For Texas naval personnel who served in Vietnamese territorial waters during the conflict, additional benefits are now possible. A recent federal court decision opened up a possibility for disability benefits and medical care due to Agent Orange-related sickness.
For many years the Department of Veterans Affairs denied benefits related to Agent Orange exposure unless the vet served on land or in waterways inland. Agent Orange was the main vegetation-destroying chemical used during the war. Since the end of the conflict, thousands of veterans experienced various illnesses that were eventually traced to Agent Orange exposure. Since that time, more than 650,000 vets have received disability benefits for these illnesses. That figure stands to grow substantially due to the court ruling.
The agency's longstanding policy of refusing these benefits for those assigned to offshore naval vessels was challenged in court by various veterans groups. Lawsuits were brought on behalf of more than 90,000 service members.

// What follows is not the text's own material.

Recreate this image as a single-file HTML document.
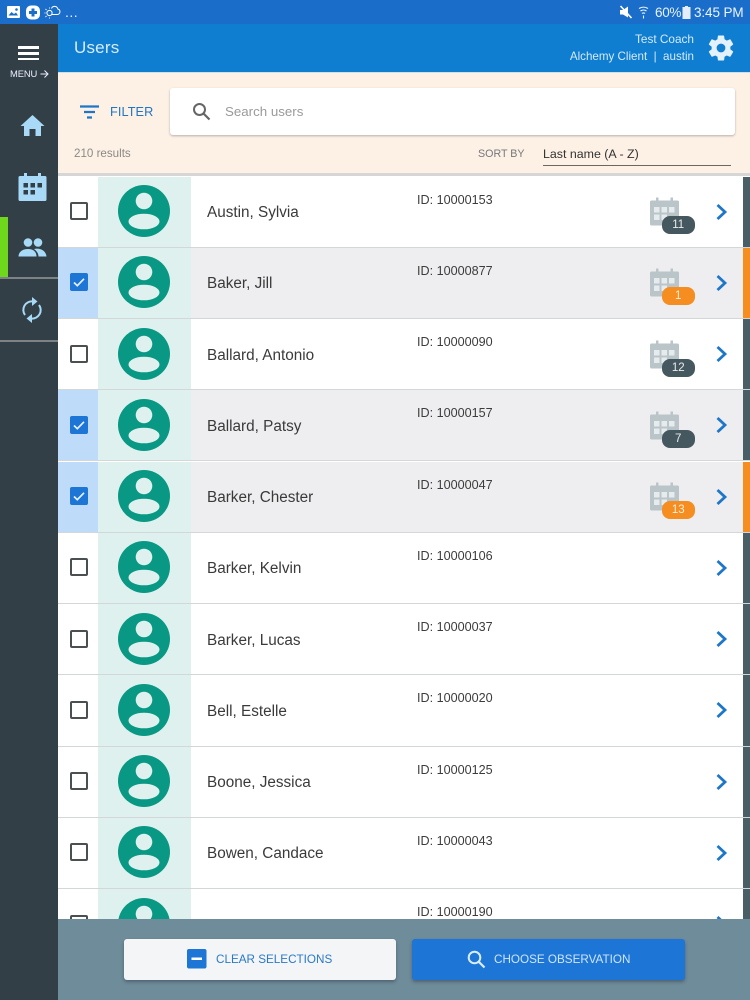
<!DOCTYPE html>
<html><head><meta charset="utf-8"><style>
*{box-sizing:border-box}
html,body{margin:0;padding:0;width:750px;height:1000px;overflow:hidden;background:#fff;font-family:"Liberation Sans",sans-serif}
.a{position:absolute}
#p{position:relative;width:750px;height:1000px;overflow:hidden}
.row{position:absolute;left:58px;width:692px;height:71.3px;background:#fff;border-bottom:1.5px solid #d4d7d8}
.row.s{background:#eeedef}
.row .chk{position:absolute;left:0;top:0;width:40px;height:100%}
.row.s .chk{background:#bedcfa}
.row .band{position:absolute;left:40px;top:0;width:93px;height:100%;background:#dff1ef}
.row .box{position:absolute;left:12px;top:25.500px;width:18px;height:18px;border:2px solid #4a4f52;border-radius:2px;background:#fff}
.row.s .box{border:0;background:#1d76d6}
.row .av{position:absolute;left:60px;top:8.500px}
.row .n{position:absolute;left:149px;top:27.500px;font-size:15.3px;line-height:18px;color:#3a3a3a;white-space:nowrap}
.row .id{position:absolute;left:359px;top:16px;font-size:12.600px;line-height:15px;color:#3c3c3c;white-space:nowrap}
.row .cal{position:absolute;left:591.500px;top:20.500px}
.row .b{position:absolute;left:604px;top:39.500px;width:32.500px;height:18px;border-radius:8px;background:#46585f;color:#e8eced;font-size:11.5px;line-height:18px;text-align:center}
.row .b.o{background:#f68d20;color:#fdeedd}
.row .ch{position:absolute;left:658px;top:26px}
.row .r{position:absolute;left:685px;top:0;width:7px;height:100%;background:#4a5e65}
.row .r.o{background:#f68d20}
</style></head><body><div id="p">
<svg width="0" height="0" style="position:absolute"><defs>
<symbol id="av" viewBox="0 0 52 52"><circle cx="26" cy="26" r="26" fill="#099884"/><circle cx="26" cy="16" r="8.300" fill="#dff1ef"/><ellipse cx="26" cy="36.500" rx="15.500" ry="7.800" fill="#dff1ef"/></symbol>
<symbol id="cal" viewBox="0 0 29 29"><path fill="#bac5ca" d="M1.500 3.500H6V.5h2.500v3h12v-3H23v3h4.500A1.500 1.500 0 0 1 29 5v22a1.500 1.500 0 0 1-1.500 1.500h-26A1.500 1.500 0 0 1 0 27V5a1.500 1.500 0 0 1 1.500-1.500z"/><path fill="#e6ecee" d="M4 10h5.500v5.500H4zM11.500 10H17v5.500h-5.500zM19 10h5.500v5.500H19zM4 17.500h5.500V23H4zM11.500 17.500H17V23h-5.500z"/></symbol>
<symbol id="ch" viewBox="0 0 12 18"><path d="M1.500 2l7.500 7-7.500 7" fill="none" stroke="#1d76c8" stroke-width="2.800"/></symbol>
<symbol id="ck" viewBox="0 0 18 18"><path d="M4 9.500l3.300 3.200L14 5.800" fill="none" stroke="#e8f2fc" stroke-width="1.700"/></symbol>
</defs></svg>

<div class="row" style="top:176.500px"><div class="chk"><div class="box"></div></div><div class="band"></div><svg class="av" width="52" height="52"><use href="#av"/></svg><div class="n">Austin, Sylvia</div><div class="id">ID: 10000153</div><svg class="cal" width="29" height="29"><use href="#cal"/></svg><div class="b">11</div><svg class="ch" width="12" height="18"><use href="#ch"/></svg><div class="r"></div></div>
<div class="row s" style="top:247.800px"><div class="chk"><div class="box"><svg width="18" height="18" style="display:block"><use href="#ck"/></svg></div></div><div class="band"></div><svg class="av" width="52" height="52"><use href="#av"/></svg><div class="n">Baker, Jill</div><div class="id">ID: 10000877</div><svg class="cal" width="29" height="29"><use href="#cal"/></svg><div class="b o">1</div><svg class="ch" width="12" height="18"><use href="#ch"/></svg><div class="r o"></div></div>
<div class="row" style="top:319.100px"><div class="chk"><div class="box"></div></div><div class="band"></div><svg class="av" width="52" height="52"><use href="#av"/></svg><div class="n">Ballard, Antonio</div><div class="id">ID: 10000090</div><svg class="cal" width="29" height="29"><use href="#cal"/></svg><div class="b">12</div><svg class="ch" width="12" height="18"><use href="#ch"/></svg><div class="r"></div></div>
<div class="row s" style="top:390.200px"><div class="chk"><div class="box"><svg width="18" height="18" style="display:block"><use href="#ck"/></svg></div></div><div class="band"></div><svg class="av" width="52" height="52"><use href="#av"/></svg><div class="n">Ballard, Patsy</div><div class="id">ID: 10000157</div><svg class="cal" width="29" height="29"><use href="#cal"/></svg><div class="b">7</div><svg class="ch" width="12" height="18"><use href="#ch"/></svg><div class="r"></div></div>
<div class="row s" style="top:461.500px"><div class="chk"><div class="box"><svg width="18" height="18" style="display:block"><use href="#ck"/></svg></div></div><div class="band"></div><svg class="av" width="52" height="52"><use href="#av"/></svg><div class="n">Barker, Chester</div><div class="id">ID: 10000047</div><svg class="cal" width="29" height="29"><use href="#cal"/></svg><div class="b o">13</div><svg class="ch" width="12" height="18"><use href="#ch"/></svg><div class="r o"></div></div>
<div class="row" style="top:532.800px"><div class="chk"><div class="box"></div></div><div class="band"></div><svg class="av" width="52" height="52"><use href="#av"/></svg><div class="n">Barker, Kelvin</div><div class="id">ID: 10000106</div><svg class="ch" width="12" height="18"><use href="#ch"/></svg><div class="r"></div></div>
<div class="row" style="top:604px"><div class="chk"><div class="box"></div></div><div class="band"></div><svg class="av" width="52" height="52"><use href="#av"/></svg><div class="n">Barker, Lucas</div><div class="id">ID: 10000037</div><svg class="ch" width="12" height="18"><use href="#ch"/></svg><div class="r"></div></div>
<div class="row" style="top:675.300px"><div class="chk"><div class="box"></div></div><div class="band"></div><svg class="av" width="52" height="52"><use href="#av"/></svg><div class="n">Bell, Estelle</div><div class="id">ID: 10000020</div><svg class="ch" width="12" height="18"><use href="#ch"/></svg><div class="r"></div></div>
<div class="row" style="top:746.600px"><div class="chk"><div class="box"></div></div><div class="band"></div><svg class="av" width="52" height="52"><use href="#av"/></svg><div class="n">Boone, Jessica</div><div class="id">ID: 10000125</div><svg class="ch" width="12" height="18"><use href="#ch"/></svg><div class="r"></div></div>
<div class="row" style="top:817.900px"><div class="chk"><div class="box"></div></div><div class="band"></div><svg class="av" width="52" height="52"><use href="#av"/></svg><div class="n">Bowen, Candace</div><div class="id">ID: 10000043</div><svg class="ch" width="12" height="18"><use href="#ch"/></svg><div class="r"></div></div>
<div class="row" style="top:889.200px"><div class="chk"><div class="box"></div></div><div class="band"></div><svg class="av" width="52" height="52"><use href="#av"/></svg><div class="id">ID: 10000190</div><svg class="ch" width="12" height="18"><use href="#ch"/></svg><div class="r"></div></div>

<!-- status bar -->
<div class="a" style="left:0;top:0;width:750px;height:24px;background:#1a6ec9"></div>
<svg class="a" style="left:0;top:5px" width="63" height="15"><g transform="translate(7 0)"><rect x="0" y="1" width="13" height="12" rx="1" fill="#fff"/><circle cx="9.500" cy="4.500" r="1.300" fill="#1a6ec9"/><path d="M1.500 10.500l3-3.500 2.500 2 2-1.500 2 3z" fill="#1a6ec9"/></g><rect x="26" y="0.500" width="14" height="14" rx="5" fill="#fff"/><path d="M31.500 3.500h3v2.500H37v3h-2.500v2.500h-3V9H29V6h2.500z" fill="#1a6ec9"/><circle cx="49.500" cy="8" r="2.600" fill="none" stroke="#fff" stroke-width="1"/><path d="M45.500 8h-1M49.500 12.500v1M49.500 3.500v-1M46.500 5l-1-1M46.500 11l-1 1" stroke="#fff" stroke-width=".9"/><path d="M52 9.500h5.500a2.800 2.800 0 0 0 .3-5.500 3.300 3.300 0 0 0-6.300-.5" fill="none" stroke="#fff" stroke-width="1"/></svg>
<div class="a" style="left:65px;top:3px;font-size:14px;line-height:18px;color:#e8f0fa;letter-spacing:.5px">...</div>
<svg class="a" style="left:618px;top:5px" width="32" height="15"><path d="M2 5h3l5-3.500v11L5 9.500H2z" fill="#fff"/><path d="M2.500 1l11 12" stroke="#fff" stroke-width="1.600"/><path d="M21 3.500a8 8 0 0 1 9 0M22.500 6a5 5 0 0 1 6 0M24 8.500a2.500 2.500 0 0 1 3 0M25.500 10.500v3" stroke="#e8f0fa" stroke-width="1.100" fill="none"/></svg>
<div class="a" style="left:655px;top:4px;font-size:13.500px;line-height:17px;color:#e8f1fb;white-space:nowrap;letter-spacing:-.3px">60%</div>
<svg class="a" style="left:682px;top:6px" width="9" height="13"><path d="M3 0h3v1h2.500v12H.5V1H3z" fill="#e4eefa"/></svg>
<div class="a" style="left:694px;top:4px;font-size:13.500px;line-height:17px;color:#eef4fc;white-space:nowrap;letter-spacing:-.1px">3:45 PM</div>

<!-- header -->
<div class="a" style="left:58px;top:24px;width:692px;height:48px;background:#0f7dd0"></div>
<div class="a" style="left:74px;top:38px;font-size:17px;line-height:20px;color:#d8ecfa;letter-spacing:.2px">Users</div>
<div class="a" style="right:56px;top:31px;font-size:11.800px;line-height:16px;color:#d5ebfa;white-space:nowrap">Test Coach</div>
<div class="a" style="right:56px;top:49px;font-size:11.600px;line-height:16px;color:#d5ebfa;white-space:nowrap">Alchemy Client &nbsp;|&nbsp; austin</div>
<svg class="a" style="left:706px;top:33px" width="30" height="30" viewBox="0 0 24 24"><path fill="#e3f1fb" fill-rule="evenodd" d="M19.430 12.980c.04-.32.070-.64.070-.98s-.03-.66-.07-.98l2.110-1.650c.19-.15.240-.42.120-.64l-2-3.460c-.12-.22-.39-.3-.61-.22l-2.490 1c-.52-.4-1.080-.73-1.690-.98l-.38-2.650A.49.49 0 0 0 14 2h-4c-.25 0-.46.18-.49.42l-.38 2.650c-.61.25-1.170.59-1.690.98l-2.490-1c-.23-.09-.49 0-.61.22l-2 3.460c-.13.22-.07.49.12.64l2.110 1.650c-.04.32-.07.65-.07.98s.03.660.07.980l-2.110 1.650c-.19.150-.24.420-.12.640l2 3.460c.12.220.39.3.61.220l2.490-1c.52.4 1.080.73 1.690.98l.38 2.650c.03.24.24.42.49.42h4c.25 0 .46-.18.49-.42l.38-2.650c.61-.25 1.170-.59 1.690-.98l2.490 1c.23.09.49 0 .61-.22l2-3.460c.12-.22.07-.49-.12-.64zM12 15.500a3.500 3.500 0 1 1 0-7 3.500 3.500 0 0 1 0 7z"/></svg>

<!-- filter bar -->
<div class="a" style="left:58px;top:72px;width:692px;height:104px;background:#fdf1e6;border-bottom:3px solid #d6d6d6;border-top:1px solid #cfe0ea"></div>
<svg class="a" style="left:80px;top:104.500px" width="20" height="14"><path d="M0 1.500h19M4 7h11M7 12.500h5" stroke="#1d76c8" stroke-width="2.200"/></svg>
<div class="a" style="left:110px;top:104px;font-size:12.700px;line-height:16px;color:#1f76c6;letter-spacing:.1px">FILTER</div>
<div class="a" style="left:170px;top:88px;width:565px;height:47px;background:#fff;border-radius:3px;box-shadow:0 1px 2px rgba(0,0,0,.28)"></div>
<svg class="a" style="left:192px;top:102px" width="20" height="20"><circle cx="7.500" cy="7.500" r="5.500" fill="none" stroke="#666" stroke-width="2"/><path d="M11.500 11.500l6 6" stroke="#666" stroke-width="2.200"/></svg>
<div class="a" style="left:225px;top:103px;font-size:13.300px;line-height:17px;color:#9a9a9a">Search users</div>
<div class="a" style="left:74px;top:147px;font-size:11.600px;line-height:14px;color:#8a8a86">210 results</div>
<div class="a" style="left:478px;top:147px;font-size:10.700px;line-height:14px;color:#77777a">SORT BY</div>
<div class="a" style="left:543px;top:146px;font-size:12.400px;line-height:16px;color:#333">Last name (A - Z)</div>
<div class="a" style="left:543px;top:165px;width:188px;height:1px;background:#6b6763"></div>

<!-- sidebar -->
<div class="a" style="left:0;top:24px;width:58px;height:976px;background:#323f47"></div>
<div class="a" style="left:18px;top:46px;width:21px;height:2.500px;background:#fff"></div>
<div class="a" style="left:18px;top:52px;width:21px;height:2.500px;background:#fff"></div>
<div class="a" style="left:18px;top:57.500px;width:21px;height:2.500px;background:#fff"></div>
<div class="a" style="left:10px;top:67px;font-size:9.400px;line-height:14px;color:#eef;letter-spacing:-.1px">MENU</div>
<svg class="a" style="left:40px;top:69px" width="9" height="10"><path d="M0.500 5h7M4.500 1.500L8 5 4.500 8.500" fill="none" stroke="#eef" stroke-width="1"/></svg>
<svg class="a" style="left:20px;top:114.500px" width="25" height="22"><path d="M12.500 0L24.500 11h-3.500v10h-5.500v-7h-6v7H4V11H.5z" fill="#a8daf7"/></svg>
<svg class="a" style="left:18px;top:173px" width="29" height="28" viewBox="0 0 29 28"><path fill="#a8daf7" d="M2 3h4V0h3v3h11V0h3v3h4a1.500 1.500 0 0 1 1.500 1.500v22A1.500 1.500 0 0 1 27 28H2a1.500 1.500 0 0 1-1.500-1.500v-22A1.500 1.500 0 0 1 2 3z"/><path fill="#323f47" d="M5.500 10h4.500v4.500H5.500zM12.500 10H17v4.500h-4.500zM19.500 10H24v4.500h-4.500zM5.500 17H10v4.500H5.500zM12.500 17H17v4.500h-4.500z"/></svg>
<div class="a" style="left:0;top:217px;width:8px;height:60px;background:#6fd71c"></div>
<svg class="a" style="left:18px;top:238px" width="29" height="19"><circle cx="10" cy="4.500" r="4.300" fill="#a8daf7"/><circle cx="20" cy="4.500" r="4.300" fill="#a8daf7"/><path d="M0.500 18.500c0-4.500 4-7.500 9.500-7.500s8.500 3 8.500 7.500z" fill="#a8daf7"/><path d="M16 11c6.500-1.500 12 2 12.500 7.500H20.500c0-3-1.800-5.500-4.500-7.500z" fill="#a8daf7"/></svg>
<div class="a" style="left:0;top:277px;width:58px;height:2px;background:#7d8285"></div>
<svg class="a" style="left:22px;top:297px" width="20" height="26" viewBox="0 0 20 26"><g fill="none" stroke="#a8daf7" stroke-width="2"><path d="M3 18A8.500 8.500 0 0 1 11 4.500"/><path d="M17 8A8.500 8.500 0 0 1 9 21.500"/></g><path d="M10 0l5.500 4.500L10 9z" fill="#a8daf7"/><path d="M10 17l-5.500 4.500L10 26z" fill="#a8daf7"/></svg>
<div class="a" style="left:0;top:340px;width:58px;height:2px;background:#7d8285"></div>

<!-- bottom -->
<div class="a" style="left:58px;top:919px;width:692px;height:81px;background:#6f8c9b"></div>
<div class="a" style="left:124px;top:939px;width:272px;height:41px;background:#f4f5f6;border-radius:3px;box-shadow:0 2px 3px rgba(40,50,60,.45)"></div>
<svg class="a" style="left:187px;top:949px" width="20" height="20"><rect width="19.500" height="19.500" rx="2" fill="#1d76d6"/><rect x="4.500" y="8.500" width="10.500" height="2.500" fill="#fff"/></svg>
<div class="a" style="left:216px;top:951.500px;font-size:11.700px;line-height:16px;color:#2a79c8;white-space:nowrap">CLEAR SELECTIONS</div>
<div class="a" style="left:412px;top:939px;width:273px;height:41px;background:#1d76d6;border-radius:3px;box-shadow:0 2px 3px rgba(40,50,60,.45)"></div>
<svg class="a" style="left:467px;top:950px" width="19" height="19"><circle cx="7.500" cy="7.500" r="5.800" fill="none" stroke="#dcecfb" stroke-width="2"/><path d="M11.500 11.500l6 6" stroke="#dcecfb" stroke-width="2.200"/></svg>
<div class="a" style="left:494px;top:951.500px;font-size:11.700px;line-height:16px;color:#cfe5fa;white-space:nowrap">CHOOSE OBSERVATION</div>
</div></body></html>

The United States Court of Appeals for the Federal Circuit heard the case and found in favor of the Blue Water Navy claimants. The VA has not filed an appeal to the US Supreme Court and as of yet, it is not known if an appeal is forthcoming. If is does, it must file for a stay of the order. Until then, the claimants are permitted to file for benefits based on exposure.
Disabled veterans often experience many obstacles in applying for disability benefits. These obstacles include a myriad of regulations, reams of forms and evidence of eligibility to collect. For some, the task can be overwhelming. At these times, an experienced attorney can often be of assistance in ensuring that the claims contain all necessary information and are filed within the required time period.